--- Start GIVEN MATERIAL ---

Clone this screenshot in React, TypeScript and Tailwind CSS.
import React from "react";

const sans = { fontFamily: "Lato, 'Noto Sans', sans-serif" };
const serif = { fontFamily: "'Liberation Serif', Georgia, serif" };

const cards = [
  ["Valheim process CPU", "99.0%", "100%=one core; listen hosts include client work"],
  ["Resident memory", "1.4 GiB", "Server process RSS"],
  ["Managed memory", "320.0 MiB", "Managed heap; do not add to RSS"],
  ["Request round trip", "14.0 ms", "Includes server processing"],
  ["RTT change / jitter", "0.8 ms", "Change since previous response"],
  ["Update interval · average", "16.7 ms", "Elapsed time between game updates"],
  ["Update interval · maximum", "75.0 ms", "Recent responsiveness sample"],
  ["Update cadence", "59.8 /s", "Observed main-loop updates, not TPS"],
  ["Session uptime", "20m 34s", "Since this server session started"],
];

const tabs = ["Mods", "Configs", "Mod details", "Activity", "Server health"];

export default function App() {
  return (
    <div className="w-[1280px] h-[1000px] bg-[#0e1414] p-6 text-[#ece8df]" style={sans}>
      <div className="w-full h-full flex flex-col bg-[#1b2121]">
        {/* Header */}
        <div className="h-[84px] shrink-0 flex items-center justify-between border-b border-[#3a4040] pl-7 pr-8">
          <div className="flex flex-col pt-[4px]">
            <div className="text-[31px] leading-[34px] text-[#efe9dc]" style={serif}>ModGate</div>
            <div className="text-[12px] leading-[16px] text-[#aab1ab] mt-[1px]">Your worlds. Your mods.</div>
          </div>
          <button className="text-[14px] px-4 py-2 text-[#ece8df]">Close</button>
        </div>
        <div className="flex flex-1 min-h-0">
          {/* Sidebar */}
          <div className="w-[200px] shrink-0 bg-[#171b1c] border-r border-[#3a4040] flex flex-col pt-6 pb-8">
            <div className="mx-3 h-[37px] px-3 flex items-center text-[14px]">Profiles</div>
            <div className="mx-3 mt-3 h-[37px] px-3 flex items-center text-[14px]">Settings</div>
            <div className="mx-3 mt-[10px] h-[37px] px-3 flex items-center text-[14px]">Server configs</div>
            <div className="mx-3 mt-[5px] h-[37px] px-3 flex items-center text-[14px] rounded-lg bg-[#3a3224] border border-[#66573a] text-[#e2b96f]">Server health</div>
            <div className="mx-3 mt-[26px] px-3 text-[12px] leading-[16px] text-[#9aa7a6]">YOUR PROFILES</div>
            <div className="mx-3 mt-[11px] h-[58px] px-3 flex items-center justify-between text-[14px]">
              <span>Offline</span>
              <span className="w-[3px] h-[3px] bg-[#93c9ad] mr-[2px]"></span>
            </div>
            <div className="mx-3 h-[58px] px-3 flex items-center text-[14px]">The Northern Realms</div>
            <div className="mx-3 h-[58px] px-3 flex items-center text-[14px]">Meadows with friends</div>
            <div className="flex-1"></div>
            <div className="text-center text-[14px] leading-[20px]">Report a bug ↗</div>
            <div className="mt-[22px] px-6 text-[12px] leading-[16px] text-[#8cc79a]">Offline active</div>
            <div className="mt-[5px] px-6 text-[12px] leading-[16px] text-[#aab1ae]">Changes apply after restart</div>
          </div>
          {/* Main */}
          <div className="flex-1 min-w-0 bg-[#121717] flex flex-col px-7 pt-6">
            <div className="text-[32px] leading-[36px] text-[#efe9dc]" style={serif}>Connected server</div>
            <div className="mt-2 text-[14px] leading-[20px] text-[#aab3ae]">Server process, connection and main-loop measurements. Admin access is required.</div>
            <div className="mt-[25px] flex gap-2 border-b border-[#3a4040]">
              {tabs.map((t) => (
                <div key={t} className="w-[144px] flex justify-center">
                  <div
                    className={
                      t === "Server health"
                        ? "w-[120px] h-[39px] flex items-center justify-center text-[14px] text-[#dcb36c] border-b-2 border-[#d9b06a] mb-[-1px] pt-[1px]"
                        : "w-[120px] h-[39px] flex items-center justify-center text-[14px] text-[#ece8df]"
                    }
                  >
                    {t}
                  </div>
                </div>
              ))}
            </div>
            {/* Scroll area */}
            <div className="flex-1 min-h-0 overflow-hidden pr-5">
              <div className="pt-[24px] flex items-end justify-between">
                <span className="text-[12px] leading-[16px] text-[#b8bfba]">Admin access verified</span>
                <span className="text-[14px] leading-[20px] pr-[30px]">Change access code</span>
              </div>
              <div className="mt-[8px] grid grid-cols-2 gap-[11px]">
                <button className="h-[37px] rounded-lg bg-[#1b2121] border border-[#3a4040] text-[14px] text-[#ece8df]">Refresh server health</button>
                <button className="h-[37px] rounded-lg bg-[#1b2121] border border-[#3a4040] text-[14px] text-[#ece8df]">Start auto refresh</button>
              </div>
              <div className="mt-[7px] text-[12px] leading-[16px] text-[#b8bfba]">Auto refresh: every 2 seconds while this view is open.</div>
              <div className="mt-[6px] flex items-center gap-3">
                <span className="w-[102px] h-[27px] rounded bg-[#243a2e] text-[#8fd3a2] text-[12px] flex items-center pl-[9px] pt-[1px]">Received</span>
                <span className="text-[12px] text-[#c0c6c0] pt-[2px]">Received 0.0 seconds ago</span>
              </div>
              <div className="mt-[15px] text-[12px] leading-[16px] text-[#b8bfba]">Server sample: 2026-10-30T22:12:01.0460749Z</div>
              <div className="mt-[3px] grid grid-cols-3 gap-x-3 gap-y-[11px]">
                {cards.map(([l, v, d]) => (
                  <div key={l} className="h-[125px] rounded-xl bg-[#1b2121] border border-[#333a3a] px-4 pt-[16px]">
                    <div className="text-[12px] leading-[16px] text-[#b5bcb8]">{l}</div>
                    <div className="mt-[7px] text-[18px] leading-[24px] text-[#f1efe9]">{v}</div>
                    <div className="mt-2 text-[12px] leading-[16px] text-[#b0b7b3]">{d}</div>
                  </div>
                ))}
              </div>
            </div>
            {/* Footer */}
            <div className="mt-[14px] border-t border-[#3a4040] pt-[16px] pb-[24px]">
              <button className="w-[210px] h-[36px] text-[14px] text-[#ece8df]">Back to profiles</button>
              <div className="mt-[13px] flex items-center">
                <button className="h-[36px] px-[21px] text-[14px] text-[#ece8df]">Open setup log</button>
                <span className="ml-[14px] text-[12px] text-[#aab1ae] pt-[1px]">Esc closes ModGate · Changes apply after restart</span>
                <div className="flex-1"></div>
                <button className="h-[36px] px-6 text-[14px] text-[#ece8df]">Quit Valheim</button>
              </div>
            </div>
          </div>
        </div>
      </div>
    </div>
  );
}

--- End GIVEN MATERIAL ---

◆ **AIM**:
Identify and copy lines that hold the string "React".

◆ **ANSWER FOR THIS EXERCISE**:
Clone this screenshot in React, TypeScript and Tailwind CSS.
import React from "react";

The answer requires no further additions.